**Short exercise:**
Extract all of the entries and set them down verbatim.

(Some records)
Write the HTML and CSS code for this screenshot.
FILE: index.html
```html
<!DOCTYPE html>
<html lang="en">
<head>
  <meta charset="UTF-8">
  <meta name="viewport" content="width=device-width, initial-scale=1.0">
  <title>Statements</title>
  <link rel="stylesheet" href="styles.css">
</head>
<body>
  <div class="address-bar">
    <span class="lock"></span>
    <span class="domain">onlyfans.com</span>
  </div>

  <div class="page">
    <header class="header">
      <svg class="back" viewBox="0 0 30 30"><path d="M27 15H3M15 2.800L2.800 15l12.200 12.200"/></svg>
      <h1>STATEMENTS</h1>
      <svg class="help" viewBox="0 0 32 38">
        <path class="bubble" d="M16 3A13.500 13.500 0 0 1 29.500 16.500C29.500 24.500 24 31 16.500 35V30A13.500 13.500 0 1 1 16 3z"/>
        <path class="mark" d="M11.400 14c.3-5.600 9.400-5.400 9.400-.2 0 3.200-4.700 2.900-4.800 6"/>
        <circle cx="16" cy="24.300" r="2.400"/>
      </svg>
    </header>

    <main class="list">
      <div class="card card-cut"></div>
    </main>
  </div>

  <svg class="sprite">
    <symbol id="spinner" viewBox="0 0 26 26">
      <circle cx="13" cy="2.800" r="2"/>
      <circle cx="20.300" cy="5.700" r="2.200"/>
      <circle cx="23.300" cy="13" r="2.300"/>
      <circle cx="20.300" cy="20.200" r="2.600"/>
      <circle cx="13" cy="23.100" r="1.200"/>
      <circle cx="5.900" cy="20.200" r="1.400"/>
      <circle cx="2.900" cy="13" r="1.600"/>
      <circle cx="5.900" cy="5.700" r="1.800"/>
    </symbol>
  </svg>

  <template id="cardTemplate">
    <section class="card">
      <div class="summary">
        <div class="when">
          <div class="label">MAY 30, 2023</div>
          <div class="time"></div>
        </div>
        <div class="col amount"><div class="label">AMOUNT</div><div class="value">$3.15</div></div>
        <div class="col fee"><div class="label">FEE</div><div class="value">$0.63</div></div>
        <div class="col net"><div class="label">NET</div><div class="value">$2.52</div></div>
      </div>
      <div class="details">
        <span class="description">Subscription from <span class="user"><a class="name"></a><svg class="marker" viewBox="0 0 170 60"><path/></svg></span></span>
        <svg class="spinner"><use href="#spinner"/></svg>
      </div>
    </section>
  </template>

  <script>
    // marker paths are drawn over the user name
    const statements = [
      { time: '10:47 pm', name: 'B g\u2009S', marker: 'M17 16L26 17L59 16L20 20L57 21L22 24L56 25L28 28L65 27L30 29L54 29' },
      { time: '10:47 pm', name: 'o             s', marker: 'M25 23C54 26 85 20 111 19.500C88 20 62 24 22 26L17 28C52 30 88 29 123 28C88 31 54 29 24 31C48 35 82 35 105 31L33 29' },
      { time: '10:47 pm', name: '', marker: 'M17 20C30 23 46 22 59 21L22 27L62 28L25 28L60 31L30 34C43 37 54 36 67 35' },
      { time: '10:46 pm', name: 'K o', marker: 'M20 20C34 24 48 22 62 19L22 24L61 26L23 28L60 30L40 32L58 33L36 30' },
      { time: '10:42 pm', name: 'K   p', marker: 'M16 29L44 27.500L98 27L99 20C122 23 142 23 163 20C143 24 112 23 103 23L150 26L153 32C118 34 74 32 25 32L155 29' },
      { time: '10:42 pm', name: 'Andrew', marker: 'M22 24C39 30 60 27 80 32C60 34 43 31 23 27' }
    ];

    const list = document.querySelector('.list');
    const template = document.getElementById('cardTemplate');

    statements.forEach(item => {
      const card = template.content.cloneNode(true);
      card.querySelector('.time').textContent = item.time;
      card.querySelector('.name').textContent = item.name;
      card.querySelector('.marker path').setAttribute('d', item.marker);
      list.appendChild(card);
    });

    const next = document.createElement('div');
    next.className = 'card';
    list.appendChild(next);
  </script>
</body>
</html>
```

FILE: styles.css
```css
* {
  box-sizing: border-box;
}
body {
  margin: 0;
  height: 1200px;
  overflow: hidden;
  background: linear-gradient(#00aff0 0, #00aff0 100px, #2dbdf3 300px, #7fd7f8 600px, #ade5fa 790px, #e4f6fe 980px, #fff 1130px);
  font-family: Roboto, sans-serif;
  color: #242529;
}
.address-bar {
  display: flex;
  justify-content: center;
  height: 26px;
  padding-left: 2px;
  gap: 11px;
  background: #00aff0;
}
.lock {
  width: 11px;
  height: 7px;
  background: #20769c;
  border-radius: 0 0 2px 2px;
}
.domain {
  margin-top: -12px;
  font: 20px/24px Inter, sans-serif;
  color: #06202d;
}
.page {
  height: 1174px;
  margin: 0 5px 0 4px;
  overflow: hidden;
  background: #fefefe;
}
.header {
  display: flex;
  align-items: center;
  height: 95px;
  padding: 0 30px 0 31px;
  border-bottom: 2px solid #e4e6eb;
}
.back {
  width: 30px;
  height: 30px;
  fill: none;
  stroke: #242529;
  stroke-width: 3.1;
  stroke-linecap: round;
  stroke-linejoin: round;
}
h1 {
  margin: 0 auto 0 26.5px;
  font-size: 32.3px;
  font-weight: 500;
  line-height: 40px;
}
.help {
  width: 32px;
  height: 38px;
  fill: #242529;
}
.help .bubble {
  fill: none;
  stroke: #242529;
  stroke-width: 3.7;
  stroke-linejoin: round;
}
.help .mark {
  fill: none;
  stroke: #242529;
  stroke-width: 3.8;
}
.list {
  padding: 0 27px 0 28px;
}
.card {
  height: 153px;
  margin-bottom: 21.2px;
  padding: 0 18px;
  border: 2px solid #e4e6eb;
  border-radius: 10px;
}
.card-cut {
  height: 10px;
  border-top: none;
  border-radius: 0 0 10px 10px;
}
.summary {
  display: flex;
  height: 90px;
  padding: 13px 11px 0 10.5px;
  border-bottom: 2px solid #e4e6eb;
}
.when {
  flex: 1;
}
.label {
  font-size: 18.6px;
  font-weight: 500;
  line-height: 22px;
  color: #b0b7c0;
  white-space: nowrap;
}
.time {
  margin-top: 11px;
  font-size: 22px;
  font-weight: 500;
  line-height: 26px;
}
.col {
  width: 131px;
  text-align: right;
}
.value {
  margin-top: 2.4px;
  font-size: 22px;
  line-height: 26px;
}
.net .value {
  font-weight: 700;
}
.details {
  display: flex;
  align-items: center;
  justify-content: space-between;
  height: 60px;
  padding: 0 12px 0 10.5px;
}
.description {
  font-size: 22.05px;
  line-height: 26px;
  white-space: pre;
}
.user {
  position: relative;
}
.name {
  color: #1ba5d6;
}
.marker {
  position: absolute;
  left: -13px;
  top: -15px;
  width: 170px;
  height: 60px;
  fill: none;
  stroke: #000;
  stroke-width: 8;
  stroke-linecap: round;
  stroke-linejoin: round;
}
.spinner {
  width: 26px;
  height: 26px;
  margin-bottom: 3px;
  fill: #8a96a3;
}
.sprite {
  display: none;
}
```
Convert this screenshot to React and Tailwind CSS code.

**The answer:**
Write the HTML and CSS code for this screenshot.
FILE: index.html
```html
<!DOCTYPE html>
<html lang="en">
<head>
  <meta charset="UTF-8">
  <meta name="viewport" content="width=device-width, initial-scale=1.0">
  <title>Statements</title>
  <link rel="stylesheet" href="styles.css">
</head>
<body>
  <div class="address-bar">
    <span class="lock"></span>
    <span class="domain">onlyfans.com</span>
  </div>

  <div class="page">
    <header class="header">
      <svg class="back" viewBox="0 0 30 30"><path d="M27 15H3M15 2.800L2.800 15l12.200 12.200"/></svg>
      <h1>STATEMENTS</h1>
      <svg class="help" viewBox="0 0 32 38">
        <path class="bubble" d="M16 3A13.500 13.500 0 0 1 29.500 16.500C29.500 24.500 24 31 16.500 35V30A13.500 13.500 0 1 1 16 3z"/>
        <path class="mark" d="M11.400 14c.3-5.600 9.400-5.400 9.400-.2 0 3.200-4.700 2.900-4.800 6"/>
        <circle cx="16" cy="24.300" r="2.400"/>
      </svg>
    </header>

    <main class="list">
      <div class="card card-cut"></div>
    </main>
  </div>

  <svg class="sprite">
    <symbol id="spinner" viewBox="0 0 26 26">
      <circle cx="13" cy="2.800" r="2"/>
      <circle cx="20.300" cy="5.700" r="2.200"/>
      <circle cx="23.300" cy="13" r="2.300"/>
      <circle cx="20.300" cy="20.200" r="2.600"/>
      <circle cx="13" cy="23.100" r="1.200"/>
      <circle cx="5.900" cy="20.200" r="1.400"/>
      <circle cx="2.900" cy="13" r="1.600"/>
      <circle cx="5.900" cy="5.700" r="1.800"/>
    </symbol>
  </svg>

  <template id="cardTemplate">
    <section class="card">
      <div class="summary">
        <div class="when">
          <div class="label">MAY 30, 2023</div>
          <div class="time"></div>
        </div>
        <div class="col amount"><div class="label">AMOUNT</div><div class="value">$3.15</div></div>
        <div class="col fee"><div class="label">FEE</div><div class="value">$0.63</div></div>
        <div class="col net"><div class="label">NET</div><div class="value">$2.52</div></div>
      </div>
      <div class="details">
        <span class="description">Subscription from <span class="user"><a class="name"></a><svg class="marker" viewBox="0 0 170 60"><path/></svg></span></span>
        <svg class="spinner"><use href="#spinner"/></svg>
      </div>
    </section>
  </template>

  <script>
    // marker paths are drawn over the user name
    const statements = [
      { time: '10:47 pm', name: 'B g\u2009S', marker: 'M17 16L26 17L59 16L20 20L57 21L22 24L56 25L28 28L65 27L30 29L54 29' },
      { time: '10:47 pm', name: 'o             s', marker: 'M25 23C54 26 85 20 111 19.500C88 20 62 24 22 26L17 28C52 30 88 29 123 28C88 31 54 29 24 31C48 35 82 35 105 31L33 29' },
      { time: '10:47 pm', name: '', marker: 'M17 20C30 23 46 22 59 21L22 27L62 28L25 28L60 31L30 34C43 37 54 36 67 35' },
      { time: '10:46 pm', name: 'K o', marker: 'M20 20C34 24 48 22 62 19L22 24L61 26L23 28L60 30L40 32L58 33L36 30' },
      { time: '10:42 pm', name: 'K   p', marker: 'M16 29L44 27.500L98 27L99 20C122 23 142 23 163 20C143 24 112 23 103 23L150 26L153 32C118 34 74 32 25 32L155 29' },
      { time: '10:42 pm', name: 'Andrew', marker: 'M22 24C39 30 60 27 80 32C60 34 43 31 23 27' }
    ];

    const list = document.querySelector('.list');
    const template = document.getElementById('cardTemplate');

    statements.forEach(item => {
      const card = template.content.cloneNode(true);
      card.querySelector('.time').textContent = item.time;
      card.querySelector('.name').textContent = item.name;
      card.querySelector('.marker path').setAttribute('d', item.marker);
      list.appendChild(card);
    });

    const next = document.createElement('div');
    next.className = 'card';
    list.appendChild(next);
  </script>
</body>
</html>
```

FILE: styles.css
```css
* {
  box-sizing: border-box;
}
body {
  margin: 0;
  height: 1200px;
  overflow: hidden;
  background: linear-gradient(#00aff0 0, #00aff0 100px, #2dbdf3 300px, #7fd7f8 600px, #ade5fa 790px, #e4f6fe 980px, #fff 1130px);
  font-family: Roboto, sans-serif;
  color: #242529;
}
.address-bar {
  display: flex;
  justify-content: center;
  height: 26px;
  padding-left: 2px;
  gap: 11px;
  background: #00aff0;
}
.lock {
  width: 11px;
  height: 7px;
  background: #20769c;
  border-radius: 0 0 2px 2px;
}
.domain {
  margin-top: -12px;
  font: 20px/24px Inter, sans-serif;
  color: #06202d;
}
.page {
  height: 1174px;
  margin: 0 5px 0 4px;
  overflow: hidden;
  background: #fefefe;
}
.header {
  display: flex;
  align-items: center;
  height: 95px;
  padding: 0 30px 0 31px;
  border-bottom: 2px solid #e4e6eb;
}
.back {
  width: 30px;
  height: 30px;
  fill: none;
  stroke: #242529;
  stroke-width: 3.1;
  stroke-linecap: round;
  stroke-linejoin: round;
}
h1 {
  margin: 0 auto 0 26.5px;
  font-size: 32.3px;
  font-weight: 500;
  line-height: 40px;
}
.help {
  width: 32px;
  height: 38px;
  fill: #242529;
}
.help .bubble {
  fill: none;
  stroke: #242529;
  stroke-width: 3.7;
  stroke-linejoin: round;
}
.help .mark {
  fill: none;
  stroke: #242529;
  stroke-width: 3.8;
}
.list {
  padding: 0 27px 0 28px;
}
.card {
  height: 153px;
  margin-bottom: 21.2px;
  padding: 0 18px;
  border: 2px solid #e4e6eb;
  border-radius: 10px;
}
.card-cut {
  height: 10px;
  border-top: none;
  border-radius: 0 0 10px 10px;
}
.summary {
  display: flex;
  height: 90px;
  padding: 13px 11px 0 10.5px;
  border-bottom: 2px solid #e4e6eb;
}
.when {
  flex: 1;
}
.label {
  font-size: 18.6px;
  font-weight: 500;
  line-height: 22px;
  color: #b0b7c0;
  white-space: nowrap;
}
.time {
  margin-top: 11px;
  font-size: 22px;
  font-weight: 500;
  line-height: 26px;
}
.col {
  width: 131px;
  text-align: right;
}
.value {
  margin-top: 2.4px;
  font-size: 22px;
  line-height: 26px;
}
.net .value {
  font-weight: 700;
}
.details {
  display: flex;
  align-items: center;
  justify-content: space-between;
  height: 60px;
  padding: 0 12px 0 10.5px;
}
.description {
  font-size: 22.05px;
  line-height: 26px;
  white-space: pre;
}
.user {
  position: relative;
}
.name {
  color: #1ba5d6;
}
.marker {
  position: absolute;
  left: -13px;
  top: -15px;
  width: 170px;
  height: 60px;
  fill: none;
  stroke: #000;
  stroke-width: 8;
  stroke-linecap: round;
  stroke-linejoin: round;
}
.spinner {
  width: 26px;
  height: 26px;
  margin-bottom: 3px;
  fill: #8a96a3;
}
.sprite {
  display: none;
}
```
Convert this screenshot to React and Tailwind CSS code.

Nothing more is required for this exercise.